Education is one of the government’s main concerns. It received special attention in the social assistance scheme with five “missions” dedicated to this policy area. Just as in the health sector, the money poured into the missions helped many beneficiaries of direct transfers overcome hardships, but general impact assessment on educational institutions remains difficult. The formal education system has received insufficient attention. Teachers complain about low pay and high workloads, deficient physical conditions of schools, and lack of resources. The government plans to impose a “Bolivarian curriculum” that interprets the world, the country and history from a single perspective. The plan has been criticized as a blueprint for brainwashing. The adult literacy rate is about 94%, net primary enrollment rose to 91% and net secondary enrollment to 63%, while about 91% of children reach the fifth grade.

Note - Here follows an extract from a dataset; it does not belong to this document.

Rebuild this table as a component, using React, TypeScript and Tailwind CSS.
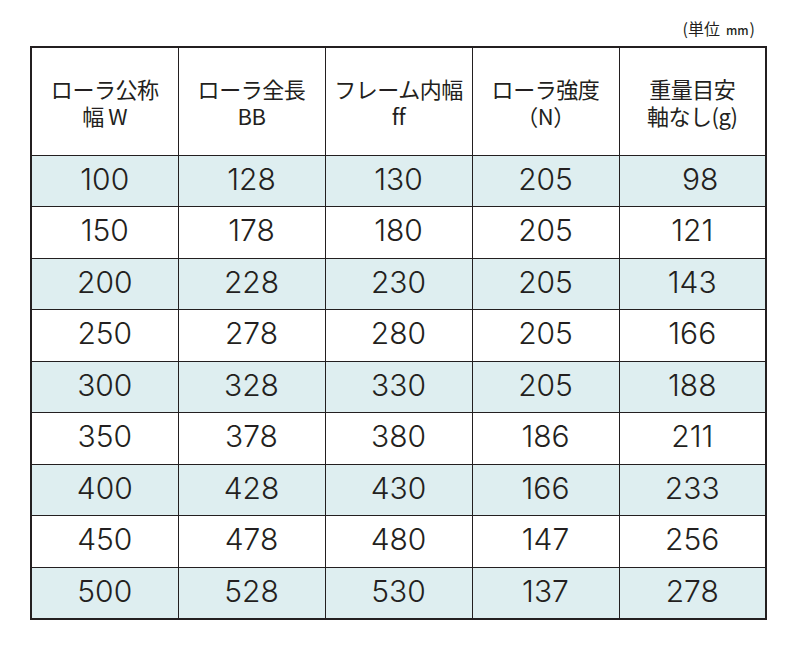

R&D got a boost through the Science and Technology Law, which gives businesses tax allowances as long as they finance research and technology projects in-company or at universities. Venezuela spent about 0.35% of GDP on R&D through 2006, when the methodology of measuring was changed and, according to official sources, spending soared to 1.78% of GDP. Even so, the outcome is rather sobering, as the country has only 0.38 researchers per 1,000 labor force, against the Latin American average of 1.58. The number of scientific publications fell from 12 per $1 billion GDP when Chavez came to power, to a meager six in 2006, compared with a Latin American average of 14. Taking into account the immense resources that flooded the state’s coffers – over $850 billion in ten years – the outcome is indeed poor, even in Chavez’s own terms. When he took office in 1999, he complained that the previous administrations that had wasted the equivalent of 15 Marshall Plans in forty years without putting the country on a development path. By these standards, his failure is exponentially bigger. Chavez has overseen the spending of more than 50 Marshall Plans in only ten years without having managed to make the country climb on the Human Development Index scale.